Yoav: with crux, this will support multiple equally sized groups. We cannot run experiments on a small number of users.
Tim: RUM analytics will be able to use same experiment ID.
Todd: If there are websites that want to use a standardized mechanism for experiments, it fits in the web perf wg because it involves gathering and reporting data
Tim: a good use case, but don’t think the WG should prioritize for that reason
Yoav: explore the other use case, see if it’s more generic and can have a better fit
Todd: ask to web sites if they want a standard way
Tim: in order to preserve privacy in the aggregate case, we need to make the API clumsier.
Todd: would other vendors say no due to this?
Tim: high interest in memory data from gsuite
Nate: would be excited about this. Would be nice if other sites couldn’t figure out which experiments are running.

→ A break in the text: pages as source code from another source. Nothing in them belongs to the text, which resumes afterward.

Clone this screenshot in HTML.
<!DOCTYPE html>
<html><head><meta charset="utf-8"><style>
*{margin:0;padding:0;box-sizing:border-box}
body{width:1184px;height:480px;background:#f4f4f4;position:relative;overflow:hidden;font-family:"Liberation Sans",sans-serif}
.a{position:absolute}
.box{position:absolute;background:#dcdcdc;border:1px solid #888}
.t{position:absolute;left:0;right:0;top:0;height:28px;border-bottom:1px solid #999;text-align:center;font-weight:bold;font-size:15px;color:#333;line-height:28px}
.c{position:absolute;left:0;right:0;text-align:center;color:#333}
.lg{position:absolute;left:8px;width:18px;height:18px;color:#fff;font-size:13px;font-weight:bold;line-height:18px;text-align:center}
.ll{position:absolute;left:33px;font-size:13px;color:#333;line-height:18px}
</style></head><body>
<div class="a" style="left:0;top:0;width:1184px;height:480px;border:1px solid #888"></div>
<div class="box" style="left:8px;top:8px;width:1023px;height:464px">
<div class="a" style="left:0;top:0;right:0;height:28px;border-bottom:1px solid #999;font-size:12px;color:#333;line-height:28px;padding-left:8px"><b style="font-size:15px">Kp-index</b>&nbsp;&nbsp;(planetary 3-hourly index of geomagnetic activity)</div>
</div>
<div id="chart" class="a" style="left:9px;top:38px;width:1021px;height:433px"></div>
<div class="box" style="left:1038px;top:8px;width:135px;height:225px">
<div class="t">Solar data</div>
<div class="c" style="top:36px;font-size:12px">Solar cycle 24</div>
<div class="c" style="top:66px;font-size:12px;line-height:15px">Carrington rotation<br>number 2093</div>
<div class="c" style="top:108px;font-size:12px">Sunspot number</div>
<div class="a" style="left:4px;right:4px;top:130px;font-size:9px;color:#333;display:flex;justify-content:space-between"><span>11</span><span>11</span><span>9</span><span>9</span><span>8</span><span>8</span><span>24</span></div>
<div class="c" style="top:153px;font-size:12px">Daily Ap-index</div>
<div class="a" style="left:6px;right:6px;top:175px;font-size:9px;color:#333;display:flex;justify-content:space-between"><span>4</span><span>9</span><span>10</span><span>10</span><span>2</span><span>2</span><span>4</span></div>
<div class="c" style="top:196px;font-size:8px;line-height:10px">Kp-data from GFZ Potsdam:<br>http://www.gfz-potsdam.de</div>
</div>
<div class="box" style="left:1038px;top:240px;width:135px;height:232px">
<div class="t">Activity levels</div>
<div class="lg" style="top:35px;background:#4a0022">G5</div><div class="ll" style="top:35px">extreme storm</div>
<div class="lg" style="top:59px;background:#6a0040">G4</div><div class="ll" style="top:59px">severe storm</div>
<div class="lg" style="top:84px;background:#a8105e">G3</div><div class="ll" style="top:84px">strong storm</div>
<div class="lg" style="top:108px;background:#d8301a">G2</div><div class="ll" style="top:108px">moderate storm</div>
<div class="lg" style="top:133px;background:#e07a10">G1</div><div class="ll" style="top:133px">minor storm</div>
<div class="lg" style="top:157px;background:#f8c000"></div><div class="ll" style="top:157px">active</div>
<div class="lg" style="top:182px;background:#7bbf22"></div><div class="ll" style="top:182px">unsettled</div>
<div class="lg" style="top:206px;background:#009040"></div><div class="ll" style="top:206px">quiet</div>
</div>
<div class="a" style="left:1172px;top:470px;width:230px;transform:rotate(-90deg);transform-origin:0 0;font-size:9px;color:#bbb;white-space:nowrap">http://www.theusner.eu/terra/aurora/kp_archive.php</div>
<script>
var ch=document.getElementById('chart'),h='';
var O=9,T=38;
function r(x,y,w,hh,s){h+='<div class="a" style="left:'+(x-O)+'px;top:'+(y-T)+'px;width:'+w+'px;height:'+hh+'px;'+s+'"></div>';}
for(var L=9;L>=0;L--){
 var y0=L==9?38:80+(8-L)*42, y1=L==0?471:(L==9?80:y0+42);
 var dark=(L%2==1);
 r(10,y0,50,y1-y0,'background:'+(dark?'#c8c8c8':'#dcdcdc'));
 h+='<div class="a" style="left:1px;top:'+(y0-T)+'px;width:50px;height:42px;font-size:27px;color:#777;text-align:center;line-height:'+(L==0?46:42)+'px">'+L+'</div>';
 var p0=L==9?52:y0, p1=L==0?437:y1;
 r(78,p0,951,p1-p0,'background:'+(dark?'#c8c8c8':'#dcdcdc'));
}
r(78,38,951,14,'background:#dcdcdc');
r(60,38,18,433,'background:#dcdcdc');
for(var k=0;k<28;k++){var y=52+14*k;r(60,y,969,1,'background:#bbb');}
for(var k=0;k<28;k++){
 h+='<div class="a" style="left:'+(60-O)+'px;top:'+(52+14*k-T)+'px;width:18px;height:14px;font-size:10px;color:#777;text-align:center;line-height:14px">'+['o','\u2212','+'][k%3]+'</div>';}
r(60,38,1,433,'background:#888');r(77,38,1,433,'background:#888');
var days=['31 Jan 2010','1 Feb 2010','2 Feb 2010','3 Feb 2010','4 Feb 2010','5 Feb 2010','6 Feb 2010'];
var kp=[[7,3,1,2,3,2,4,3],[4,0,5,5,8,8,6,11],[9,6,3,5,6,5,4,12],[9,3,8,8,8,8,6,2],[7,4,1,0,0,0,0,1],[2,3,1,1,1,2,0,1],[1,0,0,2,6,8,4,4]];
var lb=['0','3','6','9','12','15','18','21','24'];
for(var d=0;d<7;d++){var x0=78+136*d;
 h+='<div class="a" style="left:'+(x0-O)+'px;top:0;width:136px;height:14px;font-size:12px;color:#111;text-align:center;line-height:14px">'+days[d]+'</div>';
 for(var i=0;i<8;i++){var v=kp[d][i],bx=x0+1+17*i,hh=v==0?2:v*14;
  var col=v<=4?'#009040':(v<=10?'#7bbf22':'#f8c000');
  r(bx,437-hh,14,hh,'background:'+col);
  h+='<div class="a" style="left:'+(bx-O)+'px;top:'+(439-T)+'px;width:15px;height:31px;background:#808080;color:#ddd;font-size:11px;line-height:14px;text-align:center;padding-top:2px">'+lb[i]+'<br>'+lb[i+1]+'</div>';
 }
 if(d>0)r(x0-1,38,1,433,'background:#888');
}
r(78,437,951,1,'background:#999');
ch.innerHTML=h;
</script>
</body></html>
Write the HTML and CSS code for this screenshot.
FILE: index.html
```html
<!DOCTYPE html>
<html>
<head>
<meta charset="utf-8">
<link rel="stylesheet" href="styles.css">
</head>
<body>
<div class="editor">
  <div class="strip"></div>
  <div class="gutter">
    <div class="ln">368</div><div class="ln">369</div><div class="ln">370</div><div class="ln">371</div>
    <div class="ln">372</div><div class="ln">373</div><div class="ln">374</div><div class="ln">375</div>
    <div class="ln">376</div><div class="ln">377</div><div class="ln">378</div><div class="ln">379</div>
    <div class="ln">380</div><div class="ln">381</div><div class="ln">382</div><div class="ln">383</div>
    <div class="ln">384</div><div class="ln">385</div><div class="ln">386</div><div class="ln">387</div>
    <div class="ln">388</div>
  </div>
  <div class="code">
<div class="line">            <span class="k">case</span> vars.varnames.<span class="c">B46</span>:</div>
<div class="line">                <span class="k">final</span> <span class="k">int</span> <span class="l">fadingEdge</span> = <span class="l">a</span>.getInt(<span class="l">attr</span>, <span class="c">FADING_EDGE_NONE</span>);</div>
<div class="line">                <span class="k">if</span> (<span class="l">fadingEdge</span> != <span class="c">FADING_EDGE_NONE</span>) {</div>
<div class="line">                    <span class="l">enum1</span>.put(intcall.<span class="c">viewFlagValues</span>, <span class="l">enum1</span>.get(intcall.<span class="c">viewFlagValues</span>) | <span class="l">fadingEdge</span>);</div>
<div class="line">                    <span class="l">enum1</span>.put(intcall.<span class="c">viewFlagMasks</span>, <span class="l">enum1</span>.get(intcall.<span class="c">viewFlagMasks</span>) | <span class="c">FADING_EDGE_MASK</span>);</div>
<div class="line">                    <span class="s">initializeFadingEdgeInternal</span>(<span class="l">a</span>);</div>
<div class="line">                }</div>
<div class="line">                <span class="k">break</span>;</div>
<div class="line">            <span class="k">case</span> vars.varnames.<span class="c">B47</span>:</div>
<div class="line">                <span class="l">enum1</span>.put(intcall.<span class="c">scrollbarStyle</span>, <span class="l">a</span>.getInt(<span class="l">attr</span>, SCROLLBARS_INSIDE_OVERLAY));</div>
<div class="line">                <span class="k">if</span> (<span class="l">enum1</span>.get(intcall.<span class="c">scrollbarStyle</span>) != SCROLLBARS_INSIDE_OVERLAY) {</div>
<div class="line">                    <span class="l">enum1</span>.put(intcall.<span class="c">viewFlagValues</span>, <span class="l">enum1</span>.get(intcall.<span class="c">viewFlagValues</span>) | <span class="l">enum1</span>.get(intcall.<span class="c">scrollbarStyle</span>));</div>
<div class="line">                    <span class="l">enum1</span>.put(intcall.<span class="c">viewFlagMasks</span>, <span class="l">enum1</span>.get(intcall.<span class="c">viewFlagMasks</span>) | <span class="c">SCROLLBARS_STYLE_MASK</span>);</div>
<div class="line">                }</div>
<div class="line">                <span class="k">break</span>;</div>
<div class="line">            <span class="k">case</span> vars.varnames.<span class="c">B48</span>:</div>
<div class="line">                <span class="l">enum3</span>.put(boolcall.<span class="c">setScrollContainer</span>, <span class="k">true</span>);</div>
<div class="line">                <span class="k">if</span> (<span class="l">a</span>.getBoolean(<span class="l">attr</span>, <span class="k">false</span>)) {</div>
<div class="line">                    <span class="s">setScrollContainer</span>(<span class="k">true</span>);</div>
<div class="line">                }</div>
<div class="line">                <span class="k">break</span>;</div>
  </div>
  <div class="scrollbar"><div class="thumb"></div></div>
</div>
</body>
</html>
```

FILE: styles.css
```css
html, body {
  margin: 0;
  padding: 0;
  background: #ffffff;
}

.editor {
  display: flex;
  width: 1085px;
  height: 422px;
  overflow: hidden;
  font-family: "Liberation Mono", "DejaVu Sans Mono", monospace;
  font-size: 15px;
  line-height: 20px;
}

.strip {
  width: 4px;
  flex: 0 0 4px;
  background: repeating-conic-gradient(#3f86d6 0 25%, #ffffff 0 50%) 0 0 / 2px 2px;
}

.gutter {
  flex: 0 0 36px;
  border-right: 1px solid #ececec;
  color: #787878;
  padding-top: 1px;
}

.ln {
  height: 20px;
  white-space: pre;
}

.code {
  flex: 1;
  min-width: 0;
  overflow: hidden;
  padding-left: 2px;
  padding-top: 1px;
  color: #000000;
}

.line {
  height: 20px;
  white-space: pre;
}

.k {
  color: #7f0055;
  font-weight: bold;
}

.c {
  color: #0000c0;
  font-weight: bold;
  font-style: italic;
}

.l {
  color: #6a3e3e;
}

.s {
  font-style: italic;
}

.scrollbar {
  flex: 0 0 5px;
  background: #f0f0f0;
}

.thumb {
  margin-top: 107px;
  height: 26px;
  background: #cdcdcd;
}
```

Yoav: block data exposed, not experiment?
Tim: interest in other browser vendors similar to crux?
Markus: not what we do at FF
Alex: seems chrome-specific, shouldn’t be standardized right now
Yoav: value for non-crux usage is the initial seed that A/B testers don’t have. Not everyone has access to set-cookie
Tim: in this proposal, the browser comes up with the seed. Scope of seed is the same as scope of the cookie. What’s the win over cookies?
Yoav: not everyone wants to set cookies on a site
Tim: could avoid namespace collision. Maybe an argument for browsers to support analytics collaboration.
Alex: right now, not too compelling
Benoit: don’t you want independent experiment groups?
Tim: analytics wants to split up based on experiment groups.
Again, is this not a good venue for this discussion?
Markus: not sure, anything that browsers ask is going to be part of the platform, in which case needs to be standardized. May not need to be now
Yoav: if this will change in the future, won’t break content in the future. Existing content could be transitioned.
What if we don’t send a seed?
Tim: how to avoid this happening? Let’s have this discussion in wicg
Alex: is seed new tracking vector? Not yet interested in implementing it.